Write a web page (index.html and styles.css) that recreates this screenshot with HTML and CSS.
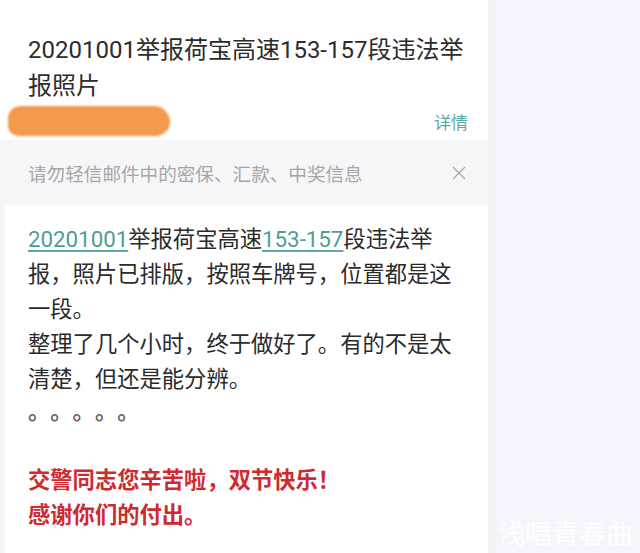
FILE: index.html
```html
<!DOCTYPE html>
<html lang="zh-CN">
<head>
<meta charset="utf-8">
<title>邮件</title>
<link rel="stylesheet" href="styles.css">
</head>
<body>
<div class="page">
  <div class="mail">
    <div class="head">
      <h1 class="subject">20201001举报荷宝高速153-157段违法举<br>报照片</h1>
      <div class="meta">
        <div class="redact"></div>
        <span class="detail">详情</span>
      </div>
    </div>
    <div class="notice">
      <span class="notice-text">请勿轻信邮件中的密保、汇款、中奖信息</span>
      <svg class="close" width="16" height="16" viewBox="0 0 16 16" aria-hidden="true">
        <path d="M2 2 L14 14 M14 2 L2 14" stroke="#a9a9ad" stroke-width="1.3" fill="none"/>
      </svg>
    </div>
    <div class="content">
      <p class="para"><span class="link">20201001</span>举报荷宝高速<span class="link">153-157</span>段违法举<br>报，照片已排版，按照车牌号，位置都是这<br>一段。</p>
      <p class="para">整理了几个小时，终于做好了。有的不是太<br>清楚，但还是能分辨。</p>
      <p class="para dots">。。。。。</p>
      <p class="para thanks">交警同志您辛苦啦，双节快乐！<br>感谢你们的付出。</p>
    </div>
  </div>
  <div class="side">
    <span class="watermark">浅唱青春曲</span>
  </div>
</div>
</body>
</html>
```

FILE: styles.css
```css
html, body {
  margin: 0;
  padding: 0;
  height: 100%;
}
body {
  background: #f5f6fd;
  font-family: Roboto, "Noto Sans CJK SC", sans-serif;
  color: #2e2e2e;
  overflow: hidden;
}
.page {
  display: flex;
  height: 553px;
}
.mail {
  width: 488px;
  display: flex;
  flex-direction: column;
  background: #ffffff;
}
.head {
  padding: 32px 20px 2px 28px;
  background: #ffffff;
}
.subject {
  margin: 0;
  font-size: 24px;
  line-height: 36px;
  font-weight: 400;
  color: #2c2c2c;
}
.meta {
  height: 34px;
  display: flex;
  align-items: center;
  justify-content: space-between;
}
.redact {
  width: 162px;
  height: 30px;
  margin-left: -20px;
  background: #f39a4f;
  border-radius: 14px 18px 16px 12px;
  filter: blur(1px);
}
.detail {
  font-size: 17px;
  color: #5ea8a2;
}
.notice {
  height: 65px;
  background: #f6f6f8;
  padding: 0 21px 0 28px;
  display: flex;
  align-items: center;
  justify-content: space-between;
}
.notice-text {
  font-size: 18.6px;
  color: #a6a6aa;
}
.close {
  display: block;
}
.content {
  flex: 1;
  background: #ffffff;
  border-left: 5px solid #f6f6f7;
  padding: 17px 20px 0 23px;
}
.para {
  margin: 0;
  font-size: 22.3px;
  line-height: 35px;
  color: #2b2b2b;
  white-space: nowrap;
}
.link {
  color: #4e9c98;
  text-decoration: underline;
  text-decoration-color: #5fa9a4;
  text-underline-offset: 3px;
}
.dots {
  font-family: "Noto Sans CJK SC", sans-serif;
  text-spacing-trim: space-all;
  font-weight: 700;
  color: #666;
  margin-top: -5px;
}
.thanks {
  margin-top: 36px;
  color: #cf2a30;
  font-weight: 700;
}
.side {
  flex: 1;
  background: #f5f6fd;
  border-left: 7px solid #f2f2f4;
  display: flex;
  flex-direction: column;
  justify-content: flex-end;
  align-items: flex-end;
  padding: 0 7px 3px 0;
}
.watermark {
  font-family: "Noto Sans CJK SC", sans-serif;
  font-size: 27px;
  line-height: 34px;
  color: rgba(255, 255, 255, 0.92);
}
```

□ □ □ □ □

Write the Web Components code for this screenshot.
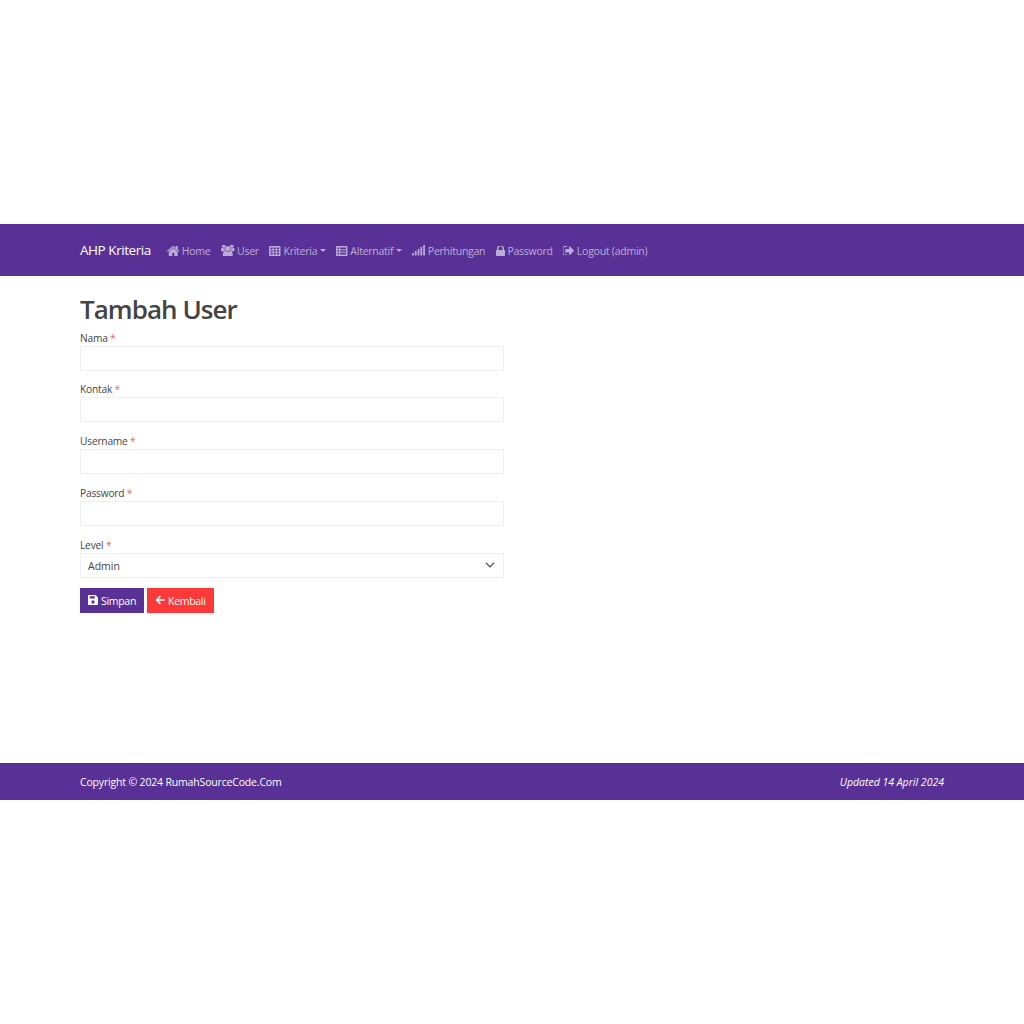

□ □ □ □ □

▸ PROMPT
Using the material above, copy every line in which the string "page" occurs.

▸ TASK RESPONSE
Write a web page (index.html and styles.css) that recreates this screenshot with HTML and CSS.
<div class="page">
.page {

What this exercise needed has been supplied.